Today’s the big release day for Charlie Stross’s new book, Halting State. I had the good fortune to pick up a review copy through work last week, since we’re one of the official stops on his tour schedule (w00t!).

Short review: go buy it. You can thank me later.

Slightly longer review:

Stross is my favorite science fiction (-ish) author right now, and has been for a few years. He’s written a number of amazing short stories, but his novels have been a bit hit-or-miss. The Atrocity Archives is deeply awesome, as is Accelerando (which is basically a collection of 9 of his short stories), but Singularity Sky didn’t really work for me.

Halting State, on the other hand, is the best science fiction novel that I’ve read in years; perhaps since The Atrocity Archives. Like most of his work, Halting State is less scifi then “geekfi”–it’s about people and technology extrapolated slightly into the future.

In this case, it’s set in 2014-ish Scotland, newly independent from England. It all started with a police call. The caller, panicked, reported a theft. Something about a bank robbery, which made the police operator sit up and take notice, until the caller started blathering about orcs and a dragon. They didn’t send anyone out to investigate until the second call, which still had orcs and the dragon, but sounded more insistent. The detective follows the address provided and ends up in the middle of nowhere, at a former nuclear command bunker surrounded by expensive cars, to discover that someone did rob a bank.

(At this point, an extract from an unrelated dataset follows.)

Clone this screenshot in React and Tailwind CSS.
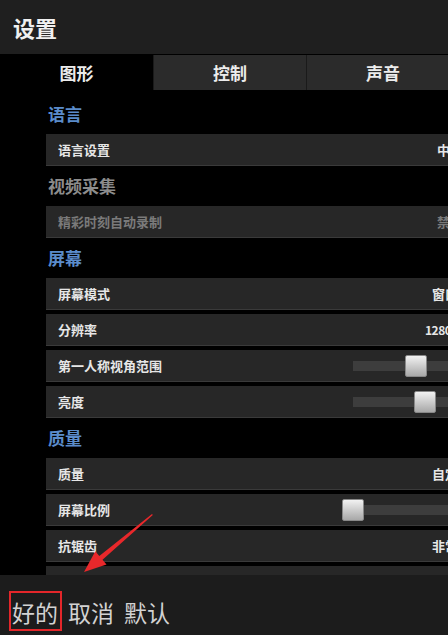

Not a brick-and-mortar bank, though–this bank’s is inside of a MMORPG. The total take? About 120 million Euros, once you count the ebay-able value of the missing goods and the hit to the newly-IPOed “in-game economic stabilization” company. The dragon blew the doors off of the bank and the orcs grabbed the loot. They escaped into a portal to another MMORPG where the bank’s managers don’t have root access. The cop’s stumped–how do you investigate this? You can’t dust for dragon prints. So she logs back into CopSpace to see what she can find…

By the time Stross is done, he’s wrapped up gaming, gamers, virtual reality, cryptographic security, in-game economics, the nanny state run amok, mobile phones, and something much more sinister then any of the characters expected to find.

Just go read it, and thank me afterwards. Or thank Stross, that’s probably more appropriate.